The Koch family is an American family engaged in business who have control of Koch Industries. It is the second-largest privately owned company in the United States. As of 2013, it had revenues worth $115 billion. Charles G. Koch and David H. Koch, today commonly referred to as the Koch brothers – and the only two of Fred Koch's four sons still with Koch Industries – are affiliated with the Koch family foundations. The Koch brothers and the extended family are heavily involved in American politics. They often fund the most conservative and right-wing politicians in the country. They supported US President Donald Trump in his Presidential bid. Some have argued that they have links to the so-called alt right.


Media company, Meredith Corp. has confirmed that it is buying Time Inc. for about $2.8 billion. The CEO Stephen Lacy of the company called the deal "a transformative and financially compelling growth opportunity" that joins two giant magazine companies.

The mammoth deal was only made possible in part, by an infusion of $650 million from the private equity arm of Charles G. and David H. Koch, the billionaire brothers known for using their wealth and political connections to advance conservative causes.

Analysts have said that bulking up on publishing assets could give Meredith the scale required to spin off its broadcasting arm into a standalone company. "We are adding the rich content-creation capabilities of some of the media industry's strongest national brands to a powerful local television business that is generating record earnings, offering advertisers and marketers unparalleled reach to American adults," Meredith Chief Executive Stephen Lacy said in the statement.

Time Warner Inc spun off Time, which also publishes the eponymous current affairs magazine, as a standalone company in June 2014. Since then, New York-based Time had struggled in an industry-wide decline in print media, as circulation shrinks and advertisers shift to digital platforms.
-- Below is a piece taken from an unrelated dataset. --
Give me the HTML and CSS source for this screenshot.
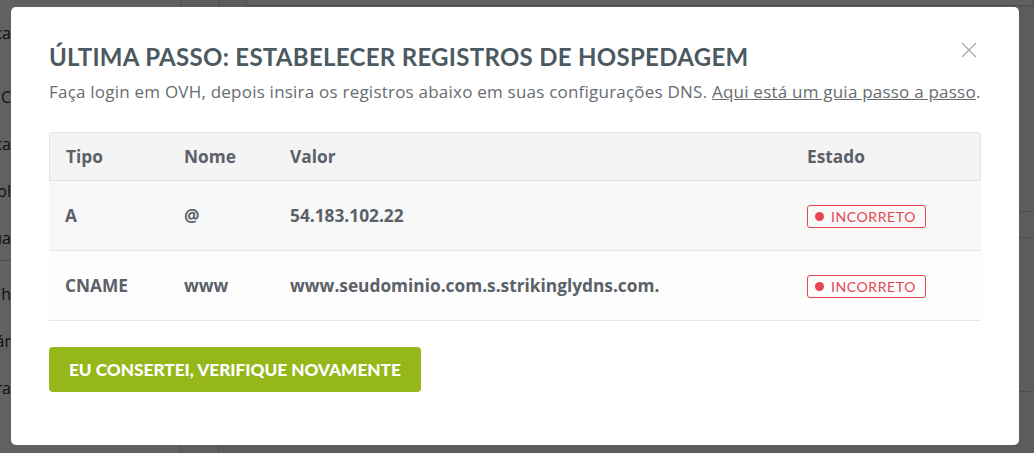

Time Inc. employees have expressed concern over the deal as they are unaware of which of Time Inc’s brands will survive the merger. CEO Rich Battista has noted that he himself is unaware of what the future holds of some of the company’s most iconic brands. He reportedly told an employee, “They're going to do a pretty exhaustive review and at that time they're going to decide what makes sense for them going forward."

During a town hall, one of the employees asked Battista why the Koch brothers had invested $600 million in the deal and if they expect to influence the company’s overall messaging. Battista said, “I can't speculate on exactly what their decision making was. What I can do is tell you the facts we got today, and those are that Meredith has made it clear in their press release that the Koch brothers won't have any board seat, that they won't be influencing management, or editorial operations."

Meredith said in a statement that the Koch brothers, who are huge donors to the Republican party and conservative causes, will not have seats on the board "and will have no influence on Meredith's editorial or managerial operations." Combined, the companies posted $4.8 billion in revenue last year.


Our assessment is that the sale has resulted in the creation of one of the largest and most influential media brands in the world. However, concerns have persisted on whether the controversial Koch brothers will try and wield influence in the way content is disseminated to the world. We have seen similar trends of industrial houses buying media brands in India and elsewhere. We feel that there must be absolute clarity about the ownership and the conduct of such industrial houses so that it does not affect the functioning of democratic institutions within a country.